** begin **

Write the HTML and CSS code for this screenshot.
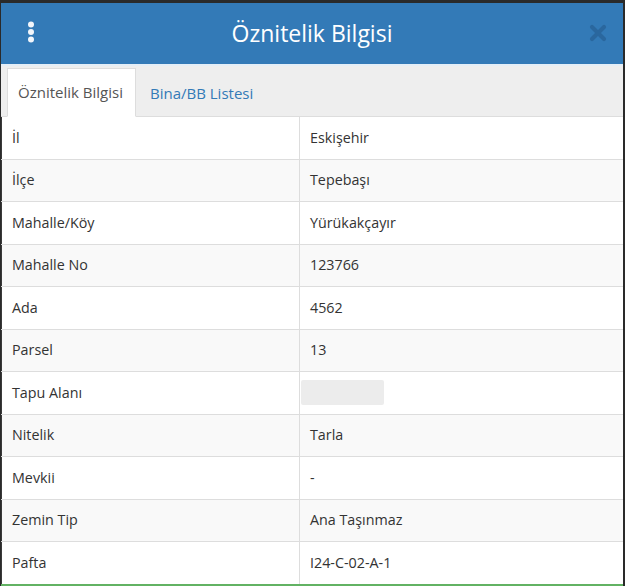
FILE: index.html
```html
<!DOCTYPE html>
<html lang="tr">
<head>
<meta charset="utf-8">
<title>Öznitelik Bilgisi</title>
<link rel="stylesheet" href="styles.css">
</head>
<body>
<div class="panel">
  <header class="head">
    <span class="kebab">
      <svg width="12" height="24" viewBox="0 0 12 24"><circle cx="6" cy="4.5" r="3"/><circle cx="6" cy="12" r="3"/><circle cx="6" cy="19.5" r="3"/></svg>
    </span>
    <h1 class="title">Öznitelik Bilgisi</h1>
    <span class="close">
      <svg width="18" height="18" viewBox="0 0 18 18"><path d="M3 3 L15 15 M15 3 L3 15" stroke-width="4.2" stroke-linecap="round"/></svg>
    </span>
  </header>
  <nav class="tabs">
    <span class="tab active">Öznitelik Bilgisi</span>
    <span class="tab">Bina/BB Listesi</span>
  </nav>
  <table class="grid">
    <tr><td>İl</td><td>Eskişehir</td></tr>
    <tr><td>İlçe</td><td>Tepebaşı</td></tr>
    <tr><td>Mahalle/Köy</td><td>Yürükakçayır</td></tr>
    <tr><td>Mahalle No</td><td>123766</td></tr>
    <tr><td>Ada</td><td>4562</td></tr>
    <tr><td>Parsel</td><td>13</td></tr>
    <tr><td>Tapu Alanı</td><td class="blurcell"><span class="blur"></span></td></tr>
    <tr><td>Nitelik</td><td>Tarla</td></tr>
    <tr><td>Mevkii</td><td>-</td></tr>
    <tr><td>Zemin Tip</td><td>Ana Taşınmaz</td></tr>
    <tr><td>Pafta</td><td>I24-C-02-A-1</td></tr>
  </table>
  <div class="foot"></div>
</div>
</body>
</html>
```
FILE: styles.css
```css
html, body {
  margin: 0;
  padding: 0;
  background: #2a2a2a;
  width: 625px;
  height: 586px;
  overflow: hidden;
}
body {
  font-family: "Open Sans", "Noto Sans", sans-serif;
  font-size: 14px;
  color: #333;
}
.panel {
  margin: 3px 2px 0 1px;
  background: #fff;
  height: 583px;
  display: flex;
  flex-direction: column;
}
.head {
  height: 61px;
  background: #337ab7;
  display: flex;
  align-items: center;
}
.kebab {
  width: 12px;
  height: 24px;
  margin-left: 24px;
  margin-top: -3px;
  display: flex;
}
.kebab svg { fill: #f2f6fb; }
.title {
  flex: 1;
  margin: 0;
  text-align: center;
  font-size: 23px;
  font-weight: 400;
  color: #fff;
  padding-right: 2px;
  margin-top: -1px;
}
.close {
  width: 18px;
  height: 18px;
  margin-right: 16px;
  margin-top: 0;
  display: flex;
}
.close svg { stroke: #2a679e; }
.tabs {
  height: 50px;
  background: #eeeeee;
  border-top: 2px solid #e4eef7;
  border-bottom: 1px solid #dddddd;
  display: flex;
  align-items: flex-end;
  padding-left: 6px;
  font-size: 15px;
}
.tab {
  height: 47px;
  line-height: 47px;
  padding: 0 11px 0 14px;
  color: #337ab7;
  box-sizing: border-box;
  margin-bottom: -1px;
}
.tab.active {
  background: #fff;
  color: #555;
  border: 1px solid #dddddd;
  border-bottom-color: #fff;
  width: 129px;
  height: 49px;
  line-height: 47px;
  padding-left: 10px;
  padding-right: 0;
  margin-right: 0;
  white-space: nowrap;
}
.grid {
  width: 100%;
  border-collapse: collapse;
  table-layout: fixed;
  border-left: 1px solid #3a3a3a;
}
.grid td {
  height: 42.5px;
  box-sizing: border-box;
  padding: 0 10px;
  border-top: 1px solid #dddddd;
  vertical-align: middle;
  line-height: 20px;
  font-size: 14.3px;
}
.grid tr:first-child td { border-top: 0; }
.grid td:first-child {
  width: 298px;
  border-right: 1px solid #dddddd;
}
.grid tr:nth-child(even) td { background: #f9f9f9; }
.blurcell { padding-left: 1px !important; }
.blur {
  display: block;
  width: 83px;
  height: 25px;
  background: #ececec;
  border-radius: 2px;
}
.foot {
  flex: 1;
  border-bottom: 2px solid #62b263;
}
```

** end **

▶ Work to be completed: Give an exact copy of the material, leaving out every picture.

▶ Task output:
Write the HTML and CSS code for this screenshot.
FILE: index.html
```html
<!DOCTYPE html>
<html lang="tr">
<head>
<meta charset="utf-8">
<title>Öznitelik Bilgisi</title>
<link rel="stylesheet" href="styles.css">
</head>
<body>
<div class="panel">
  <header class="head">
    <span class="kebab">
      <svg width="12" height="24" viewBox="0 0 12 24"><circle cx="6" cy="4.5" r="3"/><circle cx="6" cy="12" r="3"/><circle cx="6" cy="19.5" r="3"/></svg>
    </span>
    <h1 class="title">Öznitelik Bilgisi</h1>
    <span class="close">
      <svg width="18" height="18" viewBox="0 0 18 18"><path d="M3 3 L15 15 M15 3 L3 15" stroke-width="4.2" stroke-linecap="round"/></svg>
    </span>
  </header>
  <nav class="tabs">
    <span class="tab active">Öznitelik Bilgisi</span>
    <span class="tab">Bina/BB Listesi</span>
  </nav>
  <table class="grid">
    <tr><td>İl</td><td>Eskişehir</td></tr>
    <tr><td>İlçe</td><td>Tepebaşı</td></tr>
    <tr><td>Mahalle/Köy</td><td>Yürükakçayır</td></tr>
    <tr><td>Mahalle No</td><td>123766</td></tr>
    <tr><td>Ada</td><td>4562</td></tr>
    <tr><td>Parsel</td><td>13</td></tr>
    <tr><td>Tapu Alanı</td><td class="blurcell"><span class="blur"></span></td></tr>
    <tr><td>Nitelik</td><td>Tarla</td></tr>
    <tr><td>Mevkii</td><td>-</td></tr>
    <tr><td>Zemin Tip</td><td>Ana Taşınmaz</td></tr>
    <tr><td>Pafta</td><td>I24-C-02-A-1</td></tr>
  </table>
  <div class="foot"></div>
</div>
</body>
</html>
```
FILE: styles.css
```css
html, body {
  margin: 0;
  padding: 0;
  background: #2a2a2a;
  width: 625px;
  height: 586px;
  overflow: hidden;
}
body {
  font-family: "Open Sans", "Noto Sans", sans-serif;
  font-size: 14px;
  color: #333;
}
.panel {
  margin: 3px 2px 0 1px;
  background: #fff;
  height: 583px;
  display: flex;
  flex-direction: column;
}
.head {
  height: 61px;
  background: #337ab7;
  display: flex;
  align-items: center;
}
.kebab {
  width: 12px;
  height: 24px;
  margin-left: 24px;
  margin-top: -3px;
  display: flex;
}
.kebab svg { fill: #f2f6fb; }
.title {
  flex: 1;
  margin: 0;
  text-align: center;
  font-size: 23px;
  font-weight: 400;
  color: #fff;
  padding-right: 2px;
  margin-top: -1px;
}
.close {
  width: 18px;
  height: 18px;
  margin-right: 16px;
  margin-top: 0;
  display: flex;
}
.close svg { stroke: #2a679e; }
.tabs {
  height: 50px;
  background: #eeeeee;
  border-top: 2px solid #e4eef7;
  border-bottom: 1px solid #dddddd;
  display: flex;
  align-items: flex-end;
  padding-left: 6px;
  font-size: 15px;
}
.tab {
  height: 47px;
  line-height: 47px;
  padding: 0 11px 0 14px;
  color: #337ab7;
  box-sizing: border-box;
  margin-bottom: -1px;
}
.tab.active {
  background: #fff;
  color: #555;
  border: 1px solid #dddddd;
  border-bottom-color: #fff;
  width: 129px;
  height: 49px;
  line-height: 47px;
  padding-left: 10px;
  padding-right: 0;
  margin-right: 0;
  white-space: nowrap;
}
.grid {
  width: 100%;
  border-collapse: collapse;
  table-layout: fixed;
  border-left: 1px solid #3a3a3a;
}
.grid td {
  height: 42.5px;
  box-sizing: border-box;
  padding: 0 10px;
  border-top: 1px solid #dddddd;
  vertical-align: middle;
  line-height: 20px;
  font-size: 14.3px;
}
.grid tr:first-child td { border-top: 0; }
.grid td:first-child {
  width: 298px;
  border-right: 1px solid #dddddd;
}
.grid tr:nth-child(even) td { background: #f9f9f9; }
.blurcell { padding-left: 1px !important; }
.blur {
  display: block;
  width: 83px;
  height: 25px;
  background: #ececec;
  border-radius: 2px;
}
.foot {
  flex: 1;
  border-bottom: 2px solid #62b263;
}
```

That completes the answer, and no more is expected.